Begin Records supplied

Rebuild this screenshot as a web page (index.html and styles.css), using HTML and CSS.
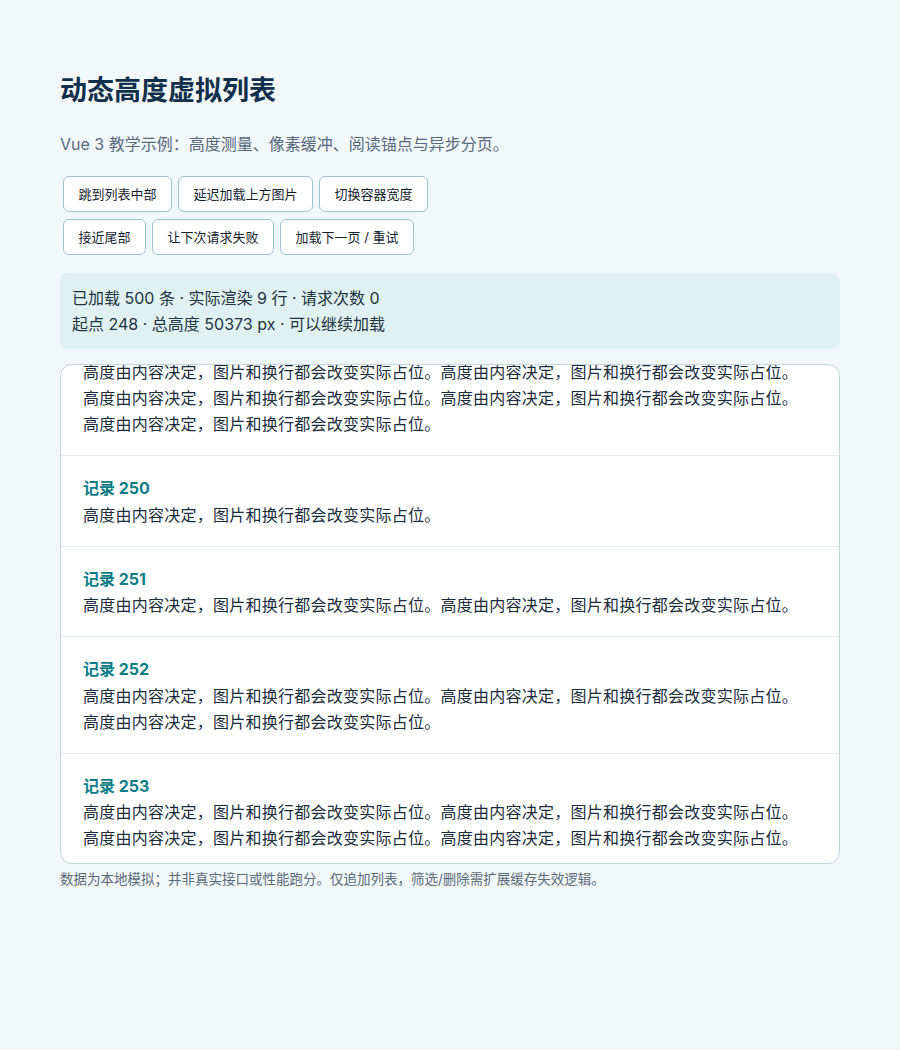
FILE: index.html
```html
<!DOCTYPE html>
<html lang="zh-CN">
<head>
<meta charset="utf-8">
<title>动态高度虚拟列表</title>
<link rel="stylesheet" href="styles.css">
</head>
<body>
<main class="page">
  <h1 class="title">动态高度虚拟列表</h1>
  <p class="subtitle">Vue 3 教学示例：高度测量、像素缓冲、阅读锚点与异步分页。</p>
  <div class="toolbar">
    <button class="btn">跳到列表中部</button>
    <button class="btn">延迟加载上方图片</button>
    <button class="btn">切换容器宽度</button>
    <button class="btn">接近尾部</button>
    <button class="btn">让下次请求失败</button>
    <button class="btn">加载下一页 / 重试</button>
  </div>
  <div class="stats">
    <div>已加载 500 条 · 实际渲染 9 行 · 请求次数 0</div>
    <div>起点 248 · 总高度 50373 px · 可以继续加载</div>
  </div>
  <div class="viewport">
    <div class="track">
      <article class="row">
        <h3 class="row-title">记录 249</h3>
        <p class="row-text">高度由内容决定，图片和换行都会改变实际占位。&#8203;高度由内容决定，图片和换行都会改变实际占位。&#8203;高度由内容决定，图片和换行都会改变实际占位。&#8203;高度由内容决定，图片和换行都会改变实际占位。&#8203;高度由内容决定，图片和换行都会改变实际占位。</p>
      </article>
      <article class="row">
        <h3 class="row-title">记录 250</h3>
        <p class="row-text">高度由内容决定，图片和换行都会改变实际占位。</p>
      </article>
      <article class="row">
        <h3 class="row-title">记录 251</h3>
        <p class="row-text">高度由内容决定，图片和换行都会改变实际占位。&#8203;高度由内容决定，图片和换行都会改变实际占位。</p>
      </article>
      <article class="row">
        <h3 class="row-title">记录 252</h3>
        <p class="row-text">高度由内容决定，图片和换行都会改变实际占位。&#8203;高度由内容决定，图片和换行都会改变实际占位。&#8203;高度由内容决定，图片和换行都会改变实际占位。</p>
      </article>
      <article class="row">
        <h3 class="row-title">记录 253</h3>
        <p class="row-text">高度由内容决定，图片和换行都会改变实际占位。&#8203;高度由内容决定，图片和换行都会改变实际占位。&#8203;高度由内容决定，图片和换行都会改变实际占位。&#8203;高度由内容决定，图片和换行都会改变实际占位。</p>
      </article>
      <article class="row">
        <h3 class="row-title">记录 254</h3>
        <p class="row-text">高度由内容决定，图片和换行都会改变实际占位。</p>
      </article>
    </div>
  </div>
  <p class="note">数据为本地模拟；并非真实接口或性能跑分。仅追加列表，筛选/删除需扩展缓存失效逻辑。</p>
</main>
</body>
</html>
```

FILE: styles.css
```css
html, body {
  margin: 0;
  padding: 0;
  background: #f2f7fa;
}

body {
  font-family: "Inter", "Noto Sans CJK SC", sans-serif;
  color: #1b2d3b;
}

.page {
  width: 780px;
  padding: 74px 60px 40px;
}

.title {
  margin: 0;
  font-size: 27px;
  line-height: 34px;
  font-weight: 700;
  color: #13304a;
}

.subtitle {
  margin: 24px 0 0;
  font-size: 16px;
  line-height: 24px;
  color: #566a7c;
}

.toolbar {
  display: flex;
  flex-wrap: wrap;
  gap: 7px 6px;
  width: 420px;
  margin: 20px 0 0 3px;
}

.btn {
  font-family: inherit;
  font-size: 13px;
  line-height: 18px;
  height: 36px;
  padding: 8px 14.5px;
  background: #ffffff;
  color: #15232f;
  border: 1px solid #9ec2ce;
  border-radius: 6px;
}

.stats {
  margin-top: 18px;
  padding: 12px;
  background: #dff1f1;
  border-radius: 8px;
  font-size: 16px;
  line-height: 26px;
  color: #1f3443;
}

.viewport {
  margin-top: 15px;
  height: 498px;
  overflow: hidden;
  background: #ffffff;
  border: 1px solid #c6d6dd;
  border-radius: 12px;
}

.track {
  margin-top: -51.5px;
}

.row {
  padding: 20px 22px 18px;
  border-bottom: 1px solid #e4ecf0;
}

.row-title {
  margin: 0 0 1.5px;
  font-size: 16px;
  line-height: 24px;
  font-weight: 700;
  color: #0e7d86;
}

.row-text {
  margin: 0;
  font-size: 16px;
  line-height: 26px;
  letter-spacing: 0.25px;
  word-break: keep-all;
  color: #1b2d3b;
}

.note {
  margin: 6px 0 0;
  font-size: 13.5px;
  line-height: 18px;
  color: #5a6b79;
}
```
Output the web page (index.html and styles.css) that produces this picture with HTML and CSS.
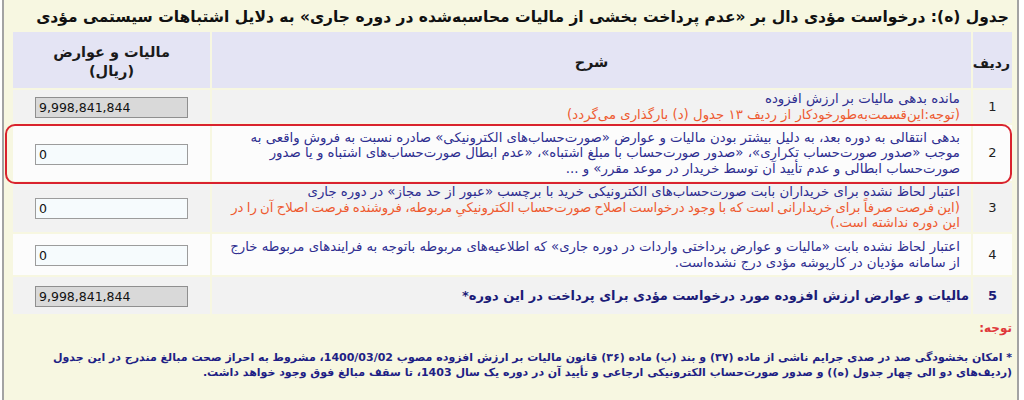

End Records supplied

Written instruction
Without the pictures, write out the whole listing above exactly as it appears.

Answer below
Rebuild this screenshot as a web page (index.html and styles.css), using HTML and CSS.
FILE: index.html
```html
<!DOCTYPE html>
<html lang="zh-CN">
<head>
<meta charset="utf-8">
<title>动态高度虚拟列表</title>
<link rel="stylesheet" href="styles.css">
</head>
<body>
<main class="page">
  <h1 class="title">动态高度虚拟列表</h1>
  <p class="subtitle">Vue 3 教学示例：高度测量、像素缓冲、阅读锚点与异步分页。</p>
  <div class="toolbar">
    <button class="btn">跳到列表中部</button>
    <button class="btn">延迟加载上方图片</button>
    <button class="btn">切换容器宽度</button>
    <button class="btn">接近尾部</button>
    <button class="btn">让下次请求失败</button>
    <button class="btn">加载下一页 / 重试</button>
  </div>
  <div class="stats">
    <div>已加载 500 条 · 实际渲染 9 行 · 请求次数 0</div>
    <div>起点 248 · 总高度 50373 px · 可以继续加载</div>
  </div>
  <div class="viewport">
    <div class="track">
      <article class="row">
        <h3 class="row-title">记录 249</h3>
        <p class="row-text">高度由内容决定，图片和换行都会改变实际占位。&#8203;高度由内容决定，图片和换行都会改变实际占位。&#8203;高度由内容决定，图片和换行都会改变实际占位。&#8203;高度由内容决定，图片和换行都会改变实际占位。&#8203;高度由内容决定，图片和换行都会改变实际占位。</p>
      </article>
      <article class="row">
        <h3 class="row-title">记录 250</h3>
        <p class="row-text">高度由内容决定，图片和换行都会改变实际占位。</p>
      </article>
      <article class="row">
        <h3 class="row-title">记录 251</h3>
        <p class="row-text">高度由内容决定，图片和换行都会改变实际占位。&#8203;高度由内容决定，图片和换行都会改变实际占位。</p>
      </article>
      <article class="row">
        <h3 class="row-title">记录 252</h3>
        <p class="row-text">高度由内容决定，图片和换行都会改变实际占位。&#8203;高度由内容决定，图片和换行都会改变实际占位。&#8203;高度由内容决定，图片和换行都会改变实际占位。</p>
      </article>
      <article class="row">
        <h3 class="row-title">记录 253</h3>
        <p class="row-text">高度由内容决定，图片和换行都会改变实际占位。&#8203;高度由内容决定，图片和换行都会改变实际占位。&#8203;高度由内容决定，图片和换行都会改变实际占位。&#8203;高度由内容决定，图片和换行都会改变实际占位。</p>
      </article>
      <article class="row">
        <h3 class="row-title">记录 254</h3>
        <p class="row-text">高度由内容决定，图片和换行都会改变实际占位。</p>
      </article>
    </div>
  </div>
  <p class="note">数据为本地模拟；并非真实接口或性能跑分。仅追加列表，筛选/删除需扩展缓存失效逻辑。</p>
</main>
</body>
</html>
```

FILE: styles.css
```css
html, body {
  margin: 0;
  padding: 0;
  background: #f2f7fa;
}

body {
  font-family: "Inter", "Noto Sans CJK SC", sans-serif;
  color: #1b2d3b;
}

.page {
  width: 780px;
  padding: 74px 60px 40px;
}

.title {
  margin: 0;
  font-size: 27px;
  line-height: 34px;
  font-weight: 700;
  color: #13304a;
}

.subtitle {
  margin: 24px 0 0;
  font-size: 16px;
  line-height: 24px;
  color: #566a7c;
}

.toolbar {
  display: flex;
  flex-wrap: wrap;
  gap: 7px 6px;
  width: 420px;
  margin: 20px 0 0 3px;
}

.btn {
  font-family: inherit;
  font-size: 13px;
  line-height: 18px;
  height: 36px;
  padding: 8px 14.5px;
  background: #ffffff;
  color: #15232f;
  border: 1px solid #9ec2ce;
  border-radius: 6px;
}

.stats {
  margin-top: 18px;
  padding: 12px;
  background: #dff1f1;
  border-radius: 8px;
  font-size: 16px;
  line-height: 26px;
  color: #1f3443;
}

.viewport {
  margin-top: 15px;
  height: 498px;
  overflow: hidden;
  background: #ffffff;
  border: 1px solid #c6d6dd;
  border-radius: 12px;
}

.track {
  margin-top: -51.5px;
}

.row {
  padding: 20px 22px 18px;
  border-bottom: 1px solid #e4ecf0;
}

.row-title {
  margin: 0 0 1.5px;
  font-size: 16px;
  line-height: 24px;
  font-weight: 700;
  color: #0e7d86;
}

.row-text {
  margin: 0;
  font-size: 16px;
  line-height: 26px;
  letter-spacing: 0.25px;
  word-break: keep-all;
  color: #1b2d3b;
}

.note {
  margin: 6px 0 0;
  font-size: 13.5px;
  line-height: 18px;
  color: #5a6b79;
}
```
Output the web page (index.html and styles.css) that produces this picture with HTML and CSS.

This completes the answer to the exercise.